En la introducción del informe, los autores explican que cada vez más frecuentemente los economistas están tratando de vincular la felicidad, la conducta humana y las creencias políticas. Se podría sospechar entonces que se adherirá, como reclamaba Bourdieu, a criterios menos miopes que los provistos por el mero cálculo de costos y beneficios de la economía tradicional. Y en verdad, lo que se enuncia en principio son datos muy alentadores: “las víctimas de delitos en la Argentina creen que los crímenes se deben fundamentalmente a que la distribución del ingreso es muy desigual y, por eso, los delincuentes no debieran ser castigados muy severamente”. Por el contrario, los afectados “están a favor de mejorar la educación y el empleo para reducir la desigualdad”. A esa altura, uno se siente tentado de exclamar: ¡Por fin una buena entre tantas malas noticias sobre la ‘inseguridad’! Porque parece que la machacona acción de los medios de comunicación que promueven la paranoia y la mano dura no les está dando demasiados frutos. “Los resultados –añaden Di Tella y Schargrodsky- indican que las víctimas de delitos desarrollan una opinión significativamente peor de la desigualdad en la Argentina, ven a la sociedad más desigual después de haber sido víctimas de un crimen”. No es lo que se esperaba hallar: “Encontramos que las víctimas de delitos son más favorables a que se tomen medidas para mejorar la igualdad, el empleo y la educación.

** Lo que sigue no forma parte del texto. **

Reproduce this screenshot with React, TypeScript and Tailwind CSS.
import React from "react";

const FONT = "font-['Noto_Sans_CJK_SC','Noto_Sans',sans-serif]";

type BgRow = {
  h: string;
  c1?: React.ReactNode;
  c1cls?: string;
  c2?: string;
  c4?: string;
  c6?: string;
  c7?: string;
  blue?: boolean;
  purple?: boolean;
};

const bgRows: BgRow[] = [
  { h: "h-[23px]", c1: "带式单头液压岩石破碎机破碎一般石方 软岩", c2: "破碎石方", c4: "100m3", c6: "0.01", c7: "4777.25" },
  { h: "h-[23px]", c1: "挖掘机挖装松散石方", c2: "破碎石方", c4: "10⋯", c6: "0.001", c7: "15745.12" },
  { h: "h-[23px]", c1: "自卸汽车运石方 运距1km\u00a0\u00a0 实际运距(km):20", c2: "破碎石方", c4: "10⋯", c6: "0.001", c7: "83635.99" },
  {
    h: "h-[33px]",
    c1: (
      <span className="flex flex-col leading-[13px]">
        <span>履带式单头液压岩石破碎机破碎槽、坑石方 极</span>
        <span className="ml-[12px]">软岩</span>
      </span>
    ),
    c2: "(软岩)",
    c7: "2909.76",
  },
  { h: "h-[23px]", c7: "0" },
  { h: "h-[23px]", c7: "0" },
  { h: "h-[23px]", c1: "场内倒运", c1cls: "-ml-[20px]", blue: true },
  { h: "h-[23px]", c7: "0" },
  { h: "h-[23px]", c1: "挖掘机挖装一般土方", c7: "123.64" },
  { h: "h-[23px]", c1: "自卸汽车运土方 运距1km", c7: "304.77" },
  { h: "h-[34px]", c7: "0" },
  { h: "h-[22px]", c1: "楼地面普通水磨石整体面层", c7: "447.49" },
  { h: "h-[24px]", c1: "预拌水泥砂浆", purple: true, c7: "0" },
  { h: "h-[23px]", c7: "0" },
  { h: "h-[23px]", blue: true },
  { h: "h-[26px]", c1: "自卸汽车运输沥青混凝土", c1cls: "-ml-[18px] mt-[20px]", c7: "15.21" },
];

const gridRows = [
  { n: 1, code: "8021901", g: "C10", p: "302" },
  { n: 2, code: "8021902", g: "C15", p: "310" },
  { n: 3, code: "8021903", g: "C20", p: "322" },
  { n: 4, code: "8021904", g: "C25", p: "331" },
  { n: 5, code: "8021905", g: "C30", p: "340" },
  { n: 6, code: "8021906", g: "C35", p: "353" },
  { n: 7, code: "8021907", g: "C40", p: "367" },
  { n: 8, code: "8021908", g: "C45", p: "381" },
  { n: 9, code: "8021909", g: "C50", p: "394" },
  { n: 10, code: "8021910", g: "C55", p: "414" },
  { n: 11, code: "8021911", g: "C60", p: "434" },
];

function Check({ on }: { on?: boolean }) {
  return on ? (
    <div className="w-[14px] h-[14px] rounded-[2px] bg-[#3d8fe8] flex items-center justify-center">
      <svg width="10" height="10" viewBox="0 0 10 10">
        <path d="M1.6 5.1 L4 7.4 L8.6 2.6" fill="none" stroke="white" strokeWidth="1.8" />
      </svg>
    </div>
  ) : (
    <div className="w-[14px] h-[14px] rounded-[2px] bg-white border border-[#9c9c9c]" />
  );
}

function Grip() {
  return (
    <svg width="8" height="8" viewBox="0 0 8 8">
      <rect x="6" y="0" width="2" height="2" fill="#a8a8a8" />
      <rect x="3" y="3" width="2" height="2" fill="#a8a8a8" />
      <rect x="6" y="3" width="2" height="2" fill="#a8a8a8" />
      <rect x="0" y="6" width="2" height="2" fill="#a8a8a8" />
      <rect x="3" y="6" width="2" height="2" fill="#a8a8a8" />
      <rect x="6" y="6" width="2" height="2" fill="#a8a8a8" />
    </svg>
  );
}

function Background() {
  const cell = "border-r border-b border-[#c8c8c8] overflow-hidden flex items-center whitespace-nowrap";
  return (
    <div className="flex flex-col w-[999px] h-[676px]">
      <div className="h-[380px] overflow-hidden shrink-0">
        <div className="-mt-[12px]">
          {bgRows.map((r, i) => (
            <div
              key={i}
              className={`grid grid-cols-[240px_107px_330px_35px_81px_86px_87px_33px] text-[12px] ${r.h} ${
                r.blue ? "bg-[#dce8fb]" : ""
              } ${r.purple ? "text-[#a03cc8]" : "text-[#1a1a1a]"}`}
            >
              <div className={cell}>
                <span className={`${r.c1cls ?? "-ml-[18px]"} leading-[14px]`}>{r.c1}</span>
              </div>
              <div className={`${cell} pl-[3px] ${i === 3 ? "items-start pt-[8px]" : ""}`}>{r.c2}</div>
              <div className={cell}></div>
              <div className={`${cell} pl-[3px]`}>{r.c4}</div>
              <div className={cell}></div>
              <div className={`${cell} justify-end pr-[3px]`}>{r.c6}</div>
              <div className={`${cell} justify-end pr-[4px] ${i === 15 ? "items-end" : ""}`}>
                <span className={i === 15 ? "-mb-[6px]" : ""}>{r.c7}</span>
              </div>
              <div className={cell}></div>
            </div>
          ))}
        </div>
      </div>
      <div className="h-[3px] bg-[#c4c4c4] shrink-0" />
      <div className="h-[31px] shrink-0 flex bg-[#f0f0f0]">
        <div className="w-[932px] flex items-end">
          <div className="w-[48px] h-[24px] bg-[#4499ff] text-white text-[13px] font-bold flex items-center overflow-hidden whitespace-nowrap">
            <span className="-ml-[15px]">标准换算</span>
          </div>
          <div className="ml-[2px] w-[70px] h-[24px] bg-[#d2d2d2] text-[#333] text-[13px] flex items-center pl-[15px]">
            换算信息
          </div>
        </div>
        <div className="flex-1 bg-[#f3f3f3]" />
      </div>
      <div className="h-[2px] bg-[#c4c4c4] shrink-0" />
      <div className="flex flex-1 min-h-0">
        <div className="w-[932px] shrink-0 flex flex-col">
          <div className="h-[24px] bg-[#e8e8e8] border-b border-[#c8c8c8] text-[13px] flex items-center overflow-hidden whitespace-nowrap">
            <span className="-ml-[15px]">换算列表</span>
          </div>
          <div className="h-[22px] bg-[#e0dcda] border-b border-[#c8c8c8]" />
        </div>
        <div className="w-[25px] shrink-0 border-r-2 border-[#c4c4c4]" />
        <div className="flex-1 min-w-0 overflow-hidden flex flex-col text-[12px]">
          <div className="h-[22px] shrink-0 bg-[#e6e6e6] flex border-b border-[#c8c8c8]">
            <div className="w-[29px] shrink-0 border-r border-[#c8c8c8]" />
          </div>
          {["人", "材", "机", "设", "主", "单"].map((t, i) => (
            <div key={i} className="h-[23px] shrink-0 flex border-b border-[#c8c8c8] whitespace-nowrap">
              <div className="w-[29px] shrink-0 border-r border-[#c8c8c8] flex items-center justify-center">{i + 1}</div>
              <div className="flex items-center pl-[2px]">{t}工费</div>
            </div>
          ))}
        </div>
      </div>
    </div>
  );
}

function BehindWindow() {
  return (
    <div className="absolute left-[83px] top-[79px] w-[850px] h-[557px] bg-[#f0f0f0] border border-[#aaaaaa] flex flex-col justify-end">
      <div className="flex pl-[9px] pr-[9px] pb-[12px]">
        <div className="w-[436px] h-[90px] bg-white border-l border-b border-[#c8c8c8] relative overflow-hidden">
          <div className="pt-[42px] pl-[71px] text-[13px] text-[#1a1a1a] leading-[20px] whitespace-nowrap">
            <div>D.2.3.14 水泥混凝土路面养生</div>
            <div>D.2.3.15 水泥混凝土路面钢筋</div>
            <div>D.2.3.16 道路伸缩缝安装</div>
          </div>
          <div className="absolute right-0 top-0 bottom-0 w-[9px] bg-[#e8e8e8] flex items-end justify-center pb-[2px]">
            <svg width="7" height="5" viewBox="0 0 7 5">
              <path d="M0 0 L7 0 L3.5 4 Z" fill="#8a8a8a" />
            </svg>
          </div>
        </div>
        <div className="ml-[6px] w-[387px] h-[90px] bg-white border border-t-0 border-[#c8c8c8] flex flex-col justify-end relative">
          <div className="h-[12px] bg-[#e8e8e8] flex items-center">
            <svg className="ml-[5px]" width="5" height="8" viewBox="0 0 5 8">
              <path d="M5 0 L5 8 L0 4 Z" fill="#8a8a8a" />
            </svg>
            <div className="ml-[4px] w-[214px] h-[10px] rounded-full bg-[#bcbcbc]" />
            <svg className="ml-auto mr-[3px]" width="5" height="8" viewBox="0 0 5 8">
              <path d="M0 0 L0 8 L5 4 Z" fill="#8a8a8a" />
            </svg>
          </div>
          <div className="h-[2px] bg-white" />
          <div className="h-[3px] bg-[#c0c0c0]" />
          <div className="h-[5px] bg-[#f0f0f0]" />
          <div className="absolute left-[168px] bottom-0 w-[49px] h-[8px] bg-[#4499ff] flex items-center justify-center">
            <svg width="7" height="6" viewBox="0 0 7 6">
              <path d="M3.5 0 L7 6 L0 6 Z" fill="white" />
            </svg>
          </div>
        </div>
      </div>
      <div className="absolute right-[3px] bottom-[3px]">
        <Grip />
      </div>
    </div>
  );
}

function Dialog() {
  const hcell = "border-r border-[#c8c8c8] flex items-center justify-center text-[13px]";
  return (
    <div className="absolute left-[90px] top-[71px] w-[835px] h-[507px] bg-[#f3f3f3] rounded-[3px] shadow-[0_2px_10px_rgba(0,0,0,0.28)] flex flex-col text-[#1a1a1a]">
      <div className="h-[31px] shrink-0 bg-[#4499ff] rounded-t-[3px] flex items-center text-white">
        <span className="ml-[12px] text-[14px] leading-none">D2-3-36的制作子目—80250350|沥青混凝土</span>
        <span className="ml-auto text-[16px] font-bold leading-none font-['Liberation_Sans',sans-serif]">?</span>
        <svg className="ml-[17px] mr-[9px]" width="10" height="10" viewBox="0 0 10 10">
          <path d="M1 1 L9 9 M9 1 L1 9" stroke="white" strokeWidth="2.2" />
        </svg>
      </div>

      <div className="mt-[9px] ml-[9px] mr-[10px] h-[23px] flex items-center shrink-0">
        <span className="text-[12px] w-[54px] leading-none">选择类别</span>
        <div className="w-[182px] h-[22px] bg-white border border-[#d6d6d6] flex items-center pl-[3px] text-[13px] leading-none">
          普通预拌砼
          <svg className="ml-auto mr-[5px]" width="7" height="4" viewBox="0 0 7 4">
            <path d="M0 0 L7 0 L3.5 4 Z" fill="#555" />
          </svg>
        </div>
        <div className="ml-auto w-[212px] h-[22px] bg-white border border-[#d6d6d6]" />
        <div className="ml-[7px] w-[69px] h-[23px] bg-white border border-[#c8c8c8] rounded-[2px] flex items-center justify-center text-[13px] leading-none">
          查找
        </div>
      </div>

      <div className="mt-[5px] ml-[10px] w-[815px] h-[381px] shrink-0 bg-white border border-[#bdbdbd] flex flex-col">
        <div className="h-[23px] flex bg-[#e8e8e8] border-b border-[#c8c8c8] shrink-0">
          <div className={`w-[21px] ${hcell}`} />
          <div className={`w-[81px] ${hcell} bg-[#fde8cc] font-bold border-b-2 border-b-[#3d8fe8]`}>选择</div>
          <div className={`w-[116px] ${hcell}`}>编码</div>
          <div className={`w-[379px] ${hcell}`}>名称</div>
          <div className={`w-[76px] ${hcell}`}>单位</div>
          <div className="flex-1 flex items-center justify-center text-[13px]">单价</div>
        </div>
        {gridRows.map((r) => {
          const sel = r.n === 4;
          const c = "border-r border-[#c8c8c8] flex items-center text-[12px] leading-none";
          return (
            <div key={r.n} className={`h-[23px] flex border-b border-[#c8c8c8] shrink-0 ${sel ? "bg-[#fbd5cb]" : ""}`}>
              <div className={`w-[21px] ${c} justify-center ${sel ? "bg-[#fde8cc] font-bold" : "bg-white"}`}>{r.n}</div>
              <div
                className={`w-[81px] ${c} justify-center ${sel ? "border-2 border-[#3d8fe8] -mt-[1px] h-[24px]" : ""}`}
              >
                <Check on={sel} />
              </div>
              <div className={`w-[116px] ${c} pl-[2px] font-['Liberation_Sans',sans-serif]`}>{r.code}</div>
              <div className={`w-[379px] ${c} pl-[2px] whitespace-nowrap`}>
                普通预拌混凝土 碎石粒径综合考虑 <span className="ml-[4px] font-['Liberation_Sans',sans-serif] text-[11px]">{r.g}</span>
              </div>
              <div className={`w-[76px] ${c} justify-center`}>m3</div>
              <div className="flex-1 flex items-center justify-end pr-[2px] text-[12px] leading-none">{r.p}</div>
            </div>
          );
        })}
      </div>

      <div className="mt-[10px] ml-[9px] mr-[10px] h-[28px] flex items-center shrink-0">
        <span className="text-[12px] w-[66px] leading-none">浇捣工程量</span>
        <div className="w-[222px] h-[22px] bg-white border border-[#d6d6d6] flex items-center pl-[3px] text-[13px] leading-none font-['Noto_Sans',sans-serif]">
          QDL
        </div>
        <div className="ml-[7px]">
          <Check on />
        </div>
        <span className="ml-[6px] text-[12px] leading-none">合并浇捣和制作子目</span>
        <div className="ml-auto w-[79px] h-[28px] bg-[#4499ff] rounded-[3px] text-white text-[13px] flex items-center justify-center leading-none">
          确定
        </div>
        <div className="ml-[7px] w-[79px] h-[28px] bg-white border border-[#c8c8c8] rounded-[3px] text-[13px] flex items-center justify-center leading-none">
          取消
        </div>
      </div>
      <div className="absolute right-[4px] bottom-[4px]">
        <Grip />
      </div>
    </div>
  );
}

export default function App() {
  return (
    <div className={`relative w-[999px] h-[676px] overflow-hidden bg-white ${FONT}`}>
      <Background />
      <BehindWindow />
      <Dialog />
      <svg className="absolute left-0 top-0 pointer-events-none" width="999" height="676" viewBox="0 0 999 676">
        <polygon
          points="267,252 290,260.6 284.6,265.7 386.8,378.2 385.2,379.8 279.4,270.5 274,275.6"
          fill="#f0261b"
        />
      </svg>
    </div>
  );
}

Esto puede sorprender, porque en general uno espera que las víctimas estén a favor de medidas más duras, pero es consistente con el hecho de que después de haber sido objeto de un delito creen que la sociedad es más desigual de lo que pensaban antes”. En la misma edición e idéntica página de “Clarín” el investigador y ex funcionario Marcelo Sain aporta información coincidente: “En la última encuesta de victimización llevada a cabo en 2007 en la ciudad de Buenos Aires, 34,4 % de los porteños consideraba que la provisión de más y mejor educación constituye la medida más importante para reducir la inseguridad, mientras que 17,6 % cree que lo es el combate contra la pobreza y la desocupación”.
Pero, en lo que hace al informe de Di Tella y Schargrodsky, sólo hasta allí llegan las buenas noticias. Porque a continuación los investigadores efectúan consideraciones que, además de sorpresa, causan indignación. Admiten que les preocupa que los sectores afectados por la “inseguridad” adopten posiciones contrarias a las políticas pro mercado libre: “Si las políticas redistributivas obstaculizan el crecimiento económico (SIC) y la falta de crecimiento ayuda a alimentar las altas tasas de criminalidad, América Latina y también Argentina podrían estar atrapadas en un círculo vicioso: el crimen puede alentar creencias que promueven políticas que a su vez reducen el crecimiento y conducen a más crimen”.
¿Realmente creen Di Tella y Schargrodsky que la “redistribución” es la madre de la “inseguridad”? ¿Ignoran que han sido las “políticas pro libre mercado” implementadas sin anestesia durante los años ’90 las que nos condujeron a esta situación? ¿Cómo alguien dedicado al trabajo intelectual no puede percibir que lo que está sosteniendo no sólo es políticamente incorrecto sino lógicamente incorrecto? ¿Su consejo de apagar el fuego con un bidón de nafta se debe sólo a la ceguera ideológica o está fundado en el deseo de decirle al organismo internacional que los financia justamente aquello que espera oír? ¿Es estupidez o cinismo? En medio de la desazón que provocan los “estudios” de estos “intelectuales”, consuela saber –como dice Sain- que “la propia sociedad parece tener sobre estos temas una visión mucho más inteligente”.